[AIM]:
Every line from the start of the entries up to and including the one bearing "</body></html>" must be printed verbatim, without the pictures.

[TASK DATA]:
* START *

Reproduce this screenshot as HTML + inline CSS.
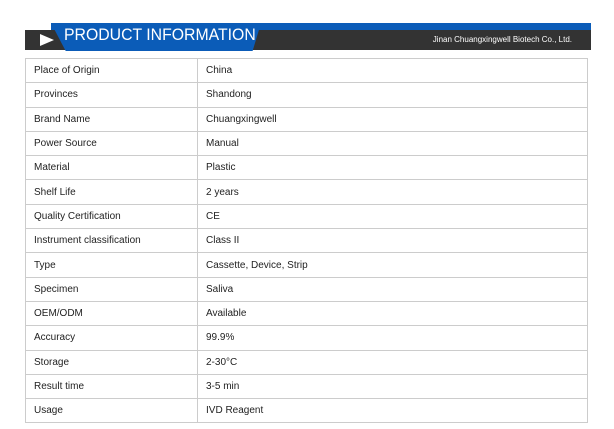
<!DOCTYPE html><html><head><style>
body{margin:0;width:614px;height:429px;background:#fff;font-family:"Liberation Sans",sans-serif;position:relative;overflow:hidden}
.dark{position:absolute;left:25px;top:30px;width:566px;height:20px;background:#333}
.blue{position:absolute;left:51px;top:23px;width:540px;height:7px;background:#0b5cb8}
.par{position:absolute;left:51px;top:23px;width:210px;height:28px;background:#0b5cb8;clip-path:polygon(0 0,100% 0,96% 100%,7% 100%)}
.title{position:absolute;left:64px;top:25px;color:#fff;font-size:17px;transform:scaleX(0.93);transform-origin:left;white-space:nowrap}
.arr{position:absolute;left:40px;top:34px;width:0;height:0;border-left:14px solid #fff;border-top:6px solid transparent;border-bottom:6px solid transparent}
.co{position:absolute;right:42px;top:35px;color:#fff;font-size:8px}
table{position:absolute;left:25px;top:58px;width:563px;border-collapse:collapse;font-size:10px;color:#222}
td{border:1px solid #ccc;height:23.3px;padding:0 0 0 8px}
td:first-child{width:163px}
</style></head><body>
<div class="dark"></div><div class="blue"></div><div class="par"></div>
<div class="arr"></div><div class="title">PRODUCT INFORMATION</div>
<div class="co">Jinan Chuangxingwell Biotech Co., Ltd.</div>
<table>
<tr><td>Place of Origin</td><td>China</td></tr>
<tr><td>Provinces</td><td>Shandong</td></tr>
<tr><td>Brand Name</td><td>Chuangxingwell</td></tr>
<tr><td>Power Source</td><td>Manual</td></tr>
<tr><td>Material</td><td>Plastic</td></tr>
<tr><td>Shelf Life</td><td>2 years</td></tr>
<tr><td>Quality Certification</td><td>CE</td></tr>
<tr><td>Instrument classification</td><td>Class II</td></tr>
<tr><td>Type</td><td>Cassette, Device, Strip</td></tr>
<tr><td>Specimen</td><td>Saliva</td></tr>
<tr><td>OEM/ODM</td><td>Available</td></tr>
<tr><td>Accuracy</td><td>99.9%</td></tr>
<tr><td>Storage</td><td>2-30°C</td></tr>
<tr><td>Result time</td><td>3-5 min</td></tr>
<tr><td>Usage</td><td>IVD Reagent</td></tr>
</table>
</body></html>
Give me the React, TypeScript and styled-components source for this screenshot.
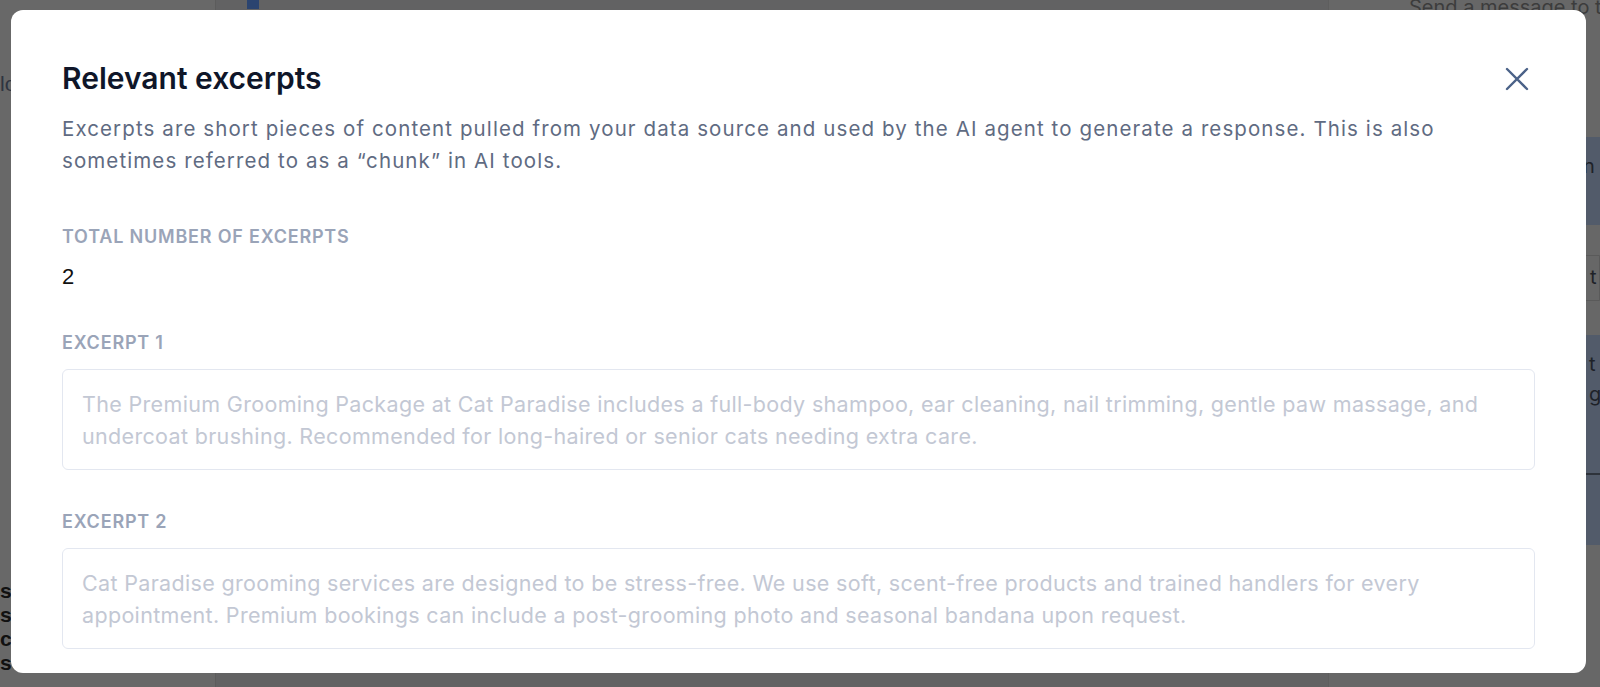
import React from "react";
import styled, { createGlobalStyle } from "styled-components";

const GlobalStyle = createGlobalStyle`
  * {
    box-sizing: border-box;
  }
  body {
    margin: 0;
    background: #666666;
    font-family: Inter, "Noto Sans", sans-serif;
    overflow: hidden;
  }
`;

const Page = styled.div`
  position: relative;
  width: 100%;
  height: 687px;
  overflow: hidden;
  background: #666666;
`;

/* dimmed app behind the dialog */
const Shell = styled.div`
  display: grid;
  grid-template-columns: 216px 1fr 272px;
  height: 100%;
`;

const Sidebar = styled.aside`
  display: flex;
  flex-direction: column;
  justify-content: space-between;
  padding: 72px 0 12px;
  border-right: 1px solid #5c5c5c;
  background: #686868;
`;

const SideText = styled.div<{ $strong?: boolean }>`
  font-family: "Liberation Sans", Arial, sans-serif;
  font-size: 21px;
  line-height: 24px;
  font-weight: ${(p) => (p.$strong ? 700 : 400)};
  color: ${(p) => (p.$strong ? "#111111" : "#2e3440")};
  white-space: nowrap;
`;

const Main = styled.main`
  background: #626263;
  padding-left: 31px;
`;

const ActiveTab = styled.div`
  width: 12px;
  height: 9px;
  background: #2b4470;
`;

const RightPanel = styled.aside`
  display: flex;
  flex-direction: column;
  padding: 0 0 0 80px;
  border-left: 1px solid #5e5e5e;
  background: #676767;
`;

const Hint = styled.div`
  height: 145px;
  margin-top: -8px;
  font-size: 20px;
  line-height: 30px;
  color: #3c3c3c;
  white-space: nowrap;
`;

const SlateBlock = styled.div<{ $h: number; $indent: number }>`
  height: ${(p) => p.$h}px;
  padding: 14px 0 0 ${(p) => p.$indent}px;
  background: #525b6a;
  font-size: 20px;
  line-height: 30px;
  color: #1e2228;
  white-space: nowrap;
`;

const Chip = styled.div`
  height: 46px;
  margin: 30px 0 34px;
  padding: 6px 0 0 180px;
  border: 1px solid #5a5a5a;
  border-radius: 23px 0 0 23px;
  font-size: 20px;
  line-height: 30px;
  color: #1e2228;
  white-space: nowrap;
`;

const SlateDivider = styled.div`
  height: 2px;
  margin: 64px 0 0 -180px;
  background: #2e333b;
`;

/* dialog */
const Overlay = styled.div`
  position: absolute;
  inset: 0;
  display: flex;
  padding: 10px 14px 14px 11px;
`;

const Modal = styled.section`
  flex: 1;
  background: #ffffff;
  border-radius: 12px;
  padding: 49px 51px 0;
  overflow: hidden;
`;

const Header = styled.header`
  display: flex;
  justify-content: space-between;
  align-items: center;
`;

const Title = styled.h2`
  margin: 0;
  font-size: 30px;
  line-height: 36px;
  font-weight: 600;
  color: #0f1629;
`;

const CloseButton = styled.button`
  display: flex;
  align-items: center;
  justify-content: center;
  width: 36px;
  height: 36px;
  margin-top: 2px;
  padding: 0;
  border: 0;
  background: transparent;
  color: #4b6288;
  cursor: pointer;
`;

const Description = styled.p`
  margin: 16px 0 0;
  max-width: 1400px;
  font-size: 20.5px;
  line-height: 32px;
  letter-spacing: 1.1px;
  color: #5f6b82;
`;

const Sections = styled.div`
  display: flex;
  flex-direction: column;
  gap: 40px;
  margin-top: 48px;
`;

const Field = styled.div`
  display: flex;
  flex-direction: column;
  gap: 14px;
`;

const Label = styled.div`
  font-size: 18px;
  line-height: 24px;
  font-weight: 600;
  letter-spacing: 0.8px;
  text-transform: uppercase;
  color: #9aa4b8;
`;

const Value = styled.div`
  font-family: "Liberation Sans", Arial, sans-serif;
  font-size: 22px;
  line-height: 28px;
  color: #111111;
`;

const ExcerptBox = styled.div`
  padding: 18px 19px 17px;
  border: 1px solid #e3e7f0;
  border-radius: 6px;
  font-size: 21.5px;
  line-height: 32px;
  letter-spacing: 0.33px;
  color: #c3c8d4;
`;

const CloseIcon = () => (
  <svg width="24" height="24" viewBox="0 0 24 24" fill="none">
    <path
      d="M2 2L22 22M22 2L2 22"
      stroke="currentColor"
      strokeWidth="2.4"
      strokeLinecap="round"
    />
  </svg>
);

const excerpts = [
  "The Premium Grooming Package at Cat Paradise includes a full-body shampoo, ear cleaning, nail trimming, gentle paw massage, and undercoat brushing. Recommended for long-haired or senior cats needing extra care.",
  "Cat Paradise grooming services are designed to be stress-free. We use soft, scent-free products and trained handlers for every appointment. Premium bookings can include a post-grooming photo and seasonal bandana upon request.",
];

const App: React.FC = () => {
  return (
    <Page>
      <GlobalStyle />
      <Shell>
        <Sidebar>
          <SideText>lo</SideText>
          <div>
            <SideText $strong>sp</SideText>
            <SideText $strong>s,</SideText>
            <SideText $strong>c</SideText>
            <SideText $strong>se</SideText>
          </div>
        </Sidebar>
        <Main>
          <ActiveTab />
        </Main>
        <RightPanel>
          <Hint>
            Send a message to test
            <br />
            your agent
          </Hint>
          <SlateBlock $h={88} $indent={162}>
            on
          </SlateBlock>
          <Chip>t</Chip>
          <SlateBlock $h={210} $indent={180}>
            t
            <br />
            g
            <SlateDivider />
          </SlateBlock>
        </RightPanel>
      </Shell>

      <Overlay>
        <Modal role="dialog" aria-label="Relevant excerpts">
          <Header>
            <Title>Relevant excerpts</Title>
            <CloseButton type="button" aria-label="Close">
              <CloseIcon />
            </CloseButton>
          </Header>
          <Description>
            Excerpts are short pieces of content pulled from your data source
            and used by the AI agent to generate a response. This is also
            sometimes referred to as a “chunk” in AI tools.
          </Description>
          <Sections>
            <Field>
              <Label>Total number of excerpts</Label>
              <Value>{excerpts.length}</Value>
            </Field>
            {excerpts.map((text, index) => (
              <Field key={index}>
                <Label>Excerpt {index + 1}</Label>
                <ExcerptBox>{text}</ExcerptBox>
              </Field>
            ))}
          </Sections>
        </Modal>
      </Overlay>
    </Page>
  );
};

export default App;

* END *

[THE COMPLETED TASK]:
Reproduce this screenshot as HTML + inline CSS.
<!DOCTYPE html><html><head><style>
body{margin:0;width:614px;height:429px;background:#fff;font-family:"Liberation Sans",sans-serif;position:relative;overflow:hidden}
.dark{position:absolute;left:25px;top:30px;width:566px;height:20px;background:#333}
.blue{position:absolute;left:51px;top:23px;width:540px;height:7px;background:#0b5cb8}
.par{position:absolute;left:51px;top:23px;width:210px;height:28px;background:#0b5cb8;clip-path:polygon(0 0,100% 0,96% 100%,7% 100%)}
.title{position:absolute;left:64px;top:25px;color:#fff;font-size:17px;transform:scaleX(0.93);transform-origin:left;white-space:nowrap}
.arr{position:absolute;left:40px;top:34px;width:0;height:0;border-left:14px solid #fff;border-top:6px solid transparent;border-bottom:6px solid transparent}
.co{position:absolute;right:42px;top:35px;color:#fff;font-size:8px}
table{position:absolute;left:25px;top:58px;width:563px;border-collapse:collapse;font-size:10px;color:#222}
td{border:1px solid #ccc;height:23.3px;padding:0 0 0 8px}
td:first-child{width:163px}
</style></head><body>
<div class="dark"></div><div class="blue"></div><div class="par"></div>
<div class="arr"></div><div class="title">PRODUCT INFORMATION</div>
<div class="co">Jinan Chuangxingwell Biotech Co., Ltd.</div>
<table>
<tr><td>Place of Origin</td><td>China</td></tr>
<tr><td>Provinces</td><td>Shandong</td></tr>
<tr><td>Brand Name</td><td>Chuangxingwell</td></tr>
<tr><td>Power Source</td><td>Manual</td></tr>
<tr><td>Material</td><td>Plastic</td></tr>
<tr><td>Shelf Life</td><td>2 years</td></tr>
<tr><td>Quality Certification</td><td>CE</td></tr>
<tr><td>Instrument classification</td><td>Class II</td></tr>
<tr><td>Type</td><td>Cassette, Device, Strip</td></tr>
<tr><td>Specimen</td><td>Saliva</td></tr>
<tr><td>OEM/ODM</td><td>Available</td></tr>
<tr><td>Accuracy</td><td>99.9%</td></tr>
<tr><td>Storage</td><td>2-30°C</td></tr>
<tr><td>Result time</td><td>3-5 min</td></tr>
<tr><td>Usage</td><td>IVD Reagent</td></tr>
</table>
</body></html>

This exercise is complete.